Thursday, May 12, 2011
Python, Proust, and why it helps to read Remembrance for the 2nd time
It really helps that this is my second time through Proust's Remembrance/Recherche, as I read the Lydia Davis tr. of "Swann's Way" - Proust introduces so many people and places, and often does so in an oblique manner, with just an offhand reference mid-paragraph, so the first time you read Proust it's hard to know which characters to pay attention to and keep in your mind and which may be peripheral, like any number of the astonishing descriptions of such oddities as stalks of asparagus that make the novel the great work that it is but need not be tracked if you're hoping to discern at least the lineaments of a narrative. For example, about midway through the Combray section Marcel encounters, during walk, Swann's daughter, Gabrielle - who re-readers will know will become a major presence throughout the 7-volume series.
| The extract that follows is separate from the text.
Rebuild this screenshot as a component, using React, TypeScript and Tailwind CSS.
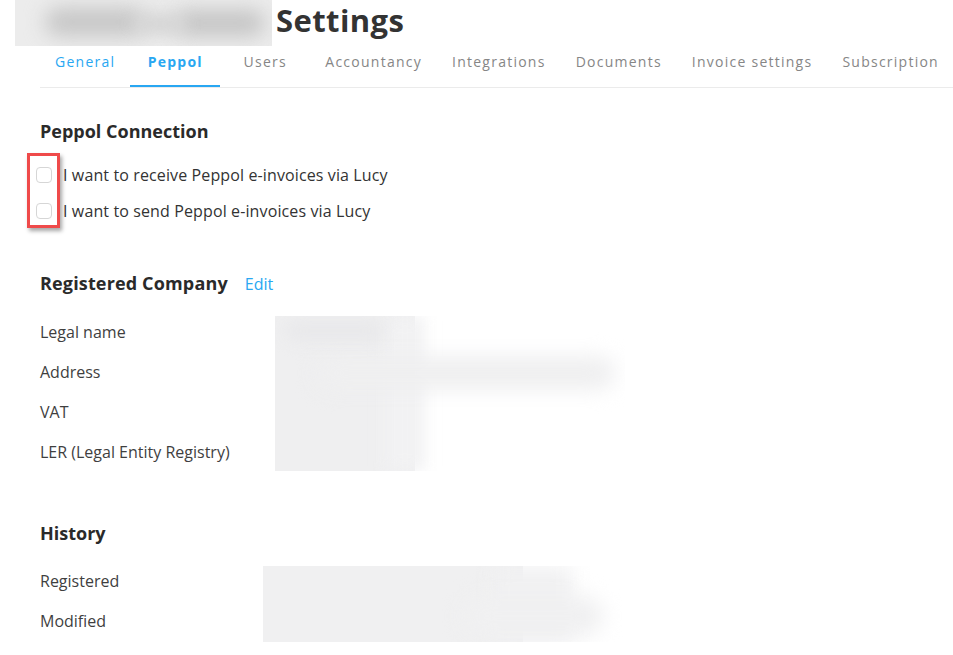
import React from "react";

const tabs = ["General", "Peppol", "Users", "Accountancy", "Integrations", "Documents", "Invoice settings", "Subscription"];

function Checkbox() {
  return <span className="block w-[16px] h-[16px] rounded-[4px] border border-[#d6d6d6] bg-white shrink-0" />;
}

export default function App() {
  const body = { fontFamily: "'Open Sans', Lato, sans-serif" };
  return (
    <div className="w-[953px] h-[655px] bg-white overflow-hidden text-[#333]" style={body}>
      {/* Header */}
      <div className="flex items-start h-[46px]">
        <div className="ml-[15px] w-[257px] h-[46px] bg-[#ececec] relative overflow-hidden">
          <div className="absolute left-[30px] top-[8px] w-[100px] h-[28px] rounded-full bg-[#c6c6c6] blur-[10px]" />
          <div className="absolute left-[160px] top-[10px] w-[90px] h-[26px] rounded-full bg-[#c4c4c4] blur-[10px]" />
          <div className="absolute left-[120px] top-[14px] w-[50px] h-[20px] rounded-full bg-[#d4d4d4] blur-[8px]" />
        </div>
        <h1 className="ml-[4px] text-[31px] leading-[40px] font-bold tracking-[0.4px] text-[#333]">Settings</h1>
      </div>

      {/* Tabs */}
      <div className="ml-[40px] border-b border-[#ebebeb] flex overflow-hidden">
        {tabs.map((t, i) => (
          <div
            key={t}
            className={
              "shrink-0 whitespace-nowrap min-w-[90px] text-center px-[15px] pt-[6px] pb-[13px] text-[14px] leading-[20px] tracking-[1.25px] border-b-2 " +
              (i === 1
                ? "border-[#29a7f2] text-[#29a7f2] font-bold"
                : i === 0
                ? "border-transparent text-[#29a7f2]"
                : "border-transparent text-[#868686]")
            }
          >
            {t}
          </div>
        ))}
      </div>

      <div className="pl-[40px]">
        {/* Peppol connection */}
        <h2 className="mt-[31px] text-[18px] leading-[24px] font-bold text-[#2a2a2a]">Peppol Connection</h2>
        <div className="relative mt-[22px] flex flex-col gap-[16px]">
          <label className="flex items-center gap-[11px] -ml-[4px] h-[20px] text-[16px] tracking-[0.12px] text-[#333]">
            <Checkbox />
            <span>I want to receive Peppol e-invoices via Lucy</span>
          </label>
          <label className="flex items-center gap-[11px] -ml-[4px] h-[20px] text-[16px] tracking-[0.12px] text-[#333]">
            <Checkbox />
            <span>I want to send Peppol e-invoices via Lucy</span>
          </label>
          <div className="absolute -left-[13px] -top-[12px] w-[33px] h-[75px] border-[3px] border-[#ef4a4a] shadow-[2px_3px_4px_rgba(0,0,0,0.35)]" />
        </div>

        {/* Registered company */}
        <div className="mt-[50px] flex items-baseline gap-[17px]">
          <h2 className="text-[18px] leading-[24px] font-bold tracking-[0.15px] text-[#2a2a2a]">Registered Company</h2>
          <span className="text-[16px] text-[#29a7f2]">Edit</span>
        </div>
        <div className="mt-[16px] flex">
          <div className="w-[235px] flex flex-col text-[16px] text-[#3f3f3f]">
            {["Legal name", "Address", "VAT", "LER (Legal Entity Registry)"].map((l) => (
              <div key={l} className="h-[40px] flex items-center">{l}</div>
            ))}
          </div>
          <div className="relative w-[350px] h-[155px] mt-[4px] overflow-hidden">
            <div className="absolute left-0 top-0 w-[140px] h-[155px] bg-[#efeff0]" />
            <div className="absolute left-[110px] top-0 w-[40px] h-[155px] bg-[#f2f2f3] blur-[8px]" />
            <div className="absolute left-[40px] top-[40px] w-[300px] h-[34px] rounded-full bg-[#efeff0] blur-[10px]" />
            <div className="absolute left-[10px] top-[5px] w-[100px] h-[20px] rounded-full bg-[#e8e8ea] blur-[8px]" />
          </div>
        </div>

        {/* History */}
        <h2 className="mt-[49px] text-[18px] leading-[24px] font-bold text-[#2a2a2a]">History</h2>
        <div className="mt-[16px] flex">
          <div className="w-[223px] flex flex-col text-[16px] text-[#3f3f3f]">
            {["Registered", "Modified"].map((l) => (
              <div key={l} className="h-[40px] flex items-center">{l}</div>
            ))}
          </div>
          <div className="relative w-[360px] h-[76px] mt-[5px] overflow-hidden">
            <div className="absolute left-0 top-0 w-[260px] h-[76px] bg-[#f0f0f1]" />
            <div className="absolute left-[230px] top-0 w-[80px] h-[76px] bg-[#f1f1f2] blur-[10px]" />
            <div className="absolute left-[200px] top-[30px] w-[140px] h-[40px] rounded-full bg-[#f0f0f1] blur-[10px]" />
          </div>
        </div>
      </div>
    </div>
  );
}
Another example, Legrandin, the somewhat strange and threatening character we meet during another one of the Proust-family walks, will play no significant role (I think), but he does take part on a seemingly pointless discussion about whether he has family in Balbec - and re-readers will know that this seaside resort, mentioned so off-handedly, will become (in volume 2) one of the three major settings for the entire series. Reading Proust is not about following narrative lines exactly - Monty Python famously made hilarious work of the attempt to "summarize Proust" - but reading Proust can also be a challenge requiring a great deal of concentration just to parse your way through the complex sentences (where was the verb in this one?) that it does help to have a few markers to lead us along the way. More on "ways" in tomorrow's post I think.